‘Fake news’ used to demonise Muslims
WE ARE witnessing a furore over the posting of “fake” news propagated in the media and online and its propagation on social media through retweets and shares.
According to the media, a “rioting sex mob” – composed largely of Arab refugees – wreaked havoc on Frankfurt during this year’s New Year’s Eve celebrations, groping and sexually assaulting dozens of women.
Predictably, the “Islamophobia” industry seized the story.
The story quickly made an international splash. Now police say it’s “completely baseless” – an invention of a Frankfurt restaurant owner. We have a full right to free speech but we have seen a huge rise in articles directed merely to cause distrust of Muslims and migrants.
Their main goal is to create the sense that European countries are under attack by Muslim individ- uals, Islamic ideology and Islamic countries.
They misrepresent facts about violence perpetrated against Non-Muslims by Muslims, in particular refugees, and seek to distort the beliefs of the average Muslim.

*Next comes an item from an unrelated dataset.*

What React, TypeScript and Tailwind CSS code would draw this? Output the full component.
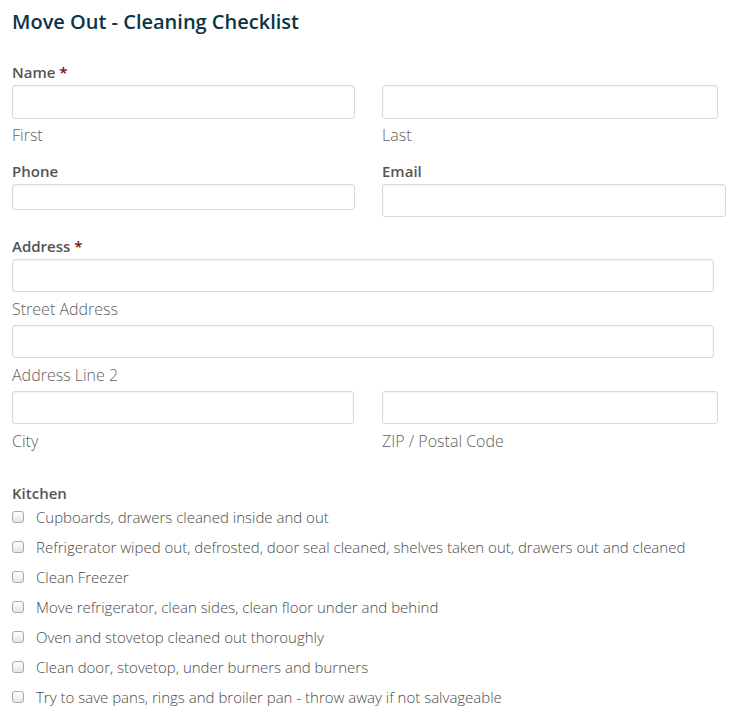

The public is constantly being bombarded with anti-Islam rhetoric, propaganda and exaggerations or lies. The refugee-as-rapist theory is the kind that has been used to demonise people throughout history.
This network of misinformation is eerily similar to the network of anti-Semitic propaganda that swirled in Germany before World War II.
While we may decry the situation we need to face the facts. If you tell people over and over again that immigrants and in particular Muslims are dangerous then people will begin to believe it.